Sangut merupakan salah satu tokoh punakawan di pewayangan Bali. Sangut digambarkan sebagai seseorang yang berbadan kurus, berbibir monyong dengan perut yang besar. Jika dalam pewayangan Jawa, Sangut hampir mirip dengan Petruk. Seperti yang kita semua ketahui di dalam dunia pewayangan, Sangut bersama dengan tokoh Delem selalu berada di pihak yang antagonis atau tidak berpihak pada kebenaran, pihak yang selalu berbuat onar dan tidak suka kedamaian.
Pada dasarnya, Sangut adalah karakter yang tahu kalau dirinya salah. Dia paham atas kesalahan yang dia lakukan. Akan tetapi, dia selalu mengikuti apa perintah tuannya. Dia benar-benar setia, taat dan patuh. Jika melakukan kesalahan, dia akan berkeluh kesah seorang diri. Dengan ciri khas ini, dalam pementasan wayang kulit, sosok Sangut sering terlihat suka mendumel sendiri.
Di era modernisasi ini, karakter Sangut tidak pernah mati. Banyak sangut-sangut milenial yang berkeliaran di semua penjuru arah mata angin. Salah satunya di dalam perusahaan atau lingkungan tempat kerja. Seperti yang kita ketahui, di setiap perusahaan tentu ada yang namanya atasan dan karyawan. Dimana antara atasan dan karyawan itu ada hukum telak yang berbunyi “atasan selalu benar”. Dari kondisi tersebut muncul lah karakter sangut yang terpaksa atau tidak, harus berjalan mengikuti hukum tersebut.
Akibat hukum telak itu, karyawan pun diwajibkan menjadi sangut dalam perusahaan. Karyawan tidak dibenarkan apabila menolak atau mengomentari perintah atasan. Sekali pun aturan atau perintah yang dibuat oleh atasan bertentangan dengan hati nurani karyawan tersebut. Namun sangut sang karyawan harus tetap berjalan dengan perintah itu.
Ada dua alasan kenapa karyawan di wajibkan menjadi sangut, yaitu karena jabatan dan harta. Dua hal tersebut tidak bisa kita pungkiri jika manusia memang sangat menginginkanya. Dua kata itu menjadi sangat penting sebagai pegangan hidup di era globalisasi ini. Karena kehidupan di zaman ini berlaku hukum rimba “hanya yang terkuat yang mampu betahan hidup“.

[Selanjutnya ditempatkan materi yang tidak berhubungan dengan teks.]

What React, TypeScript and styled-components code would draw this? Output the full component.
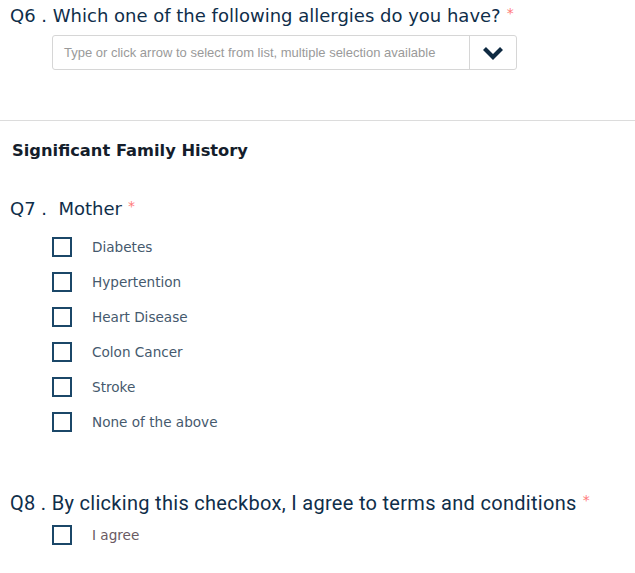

Harta dan jabatan menjadi dua senjata pokok untuk menjalani hidup ini. Maka mau tidak mau, karakter Sangut pun harus tetap ada di era ini. Banyak sangut yang selalu mengeluh atas perintah yang dia dapat dari sang atasan. Bedanya sangut zaman bahula dan sangut zaman now terletak pada bagaimana cara dia melampiaskan kekesalannya. Sangut generasi terdahulu melampiaskan kekesalannya dengan bercerita pada siapa saja yang dia temui di jalan atau tempat kerja. Sedangkan sangut milenial selalu melampiaskan kekesalanya di tempat paling hits yang kita sebut sebagai “social media“.
Sangut-sangut milenial menjadikan media sosial sebagai tempat yang tepat untuk berkeluh kesah. Semua kebencian, kutukan, makian dan cacian yang tidak bisa dia sampaikan langsung, akan dia sampaikan di jejaring sosial. Semakin lama, hal ini akan menjadi kebiasaan. Apakah kebiasaan ini aman untuk dirinya? Menjadi senjata makan tuan kah nantinya?
Ketika berkeluh kesah kepada teman-temannya di komunitas jejaring sosial, seringkali dia sama sekali tidak menaruh kecurigaan sedikit pun. Dia percaya seribu persen pada teman social medianya. Tidak ada sedikit pun keraguan dalam hatinya. Yang Sangut sadari, dia hanya menjadi puas ketika sudah menceritakan semua isi hati, semua kebencian dan semua unek-uneknya itu di dunia maya. Bahkan si sangut milenial tidak menyaring sedikit pun apa yang dia tulis di sini. Semua aib, semua kekesalan dan kebencian.
Adakah yang peduli?
Jika dia lumayan aktif dan terkenal di jagat maya, maka sangut-sangut lain akan senantiasa menjadi teman setianya. Untuk menghangatkan suasana, acapkali tokoh Delem akan ikut nimbrung. Akan tetapi, belum tentu mereka bersimpati dengan kondisi si sangut. Mungkin saja mereka tertawa mengikuti kisah-kisah hidupnya yang dramatis. Curhatan dan kicauannya hanya akan menjadi pertunjukan boomerang yang enak untuk ditonton dan dinikmati. Semoga generasi sangut di era milenial bisa beradaptasi dengan kerasnya kehidupan di awal zaman kaliyuga ini.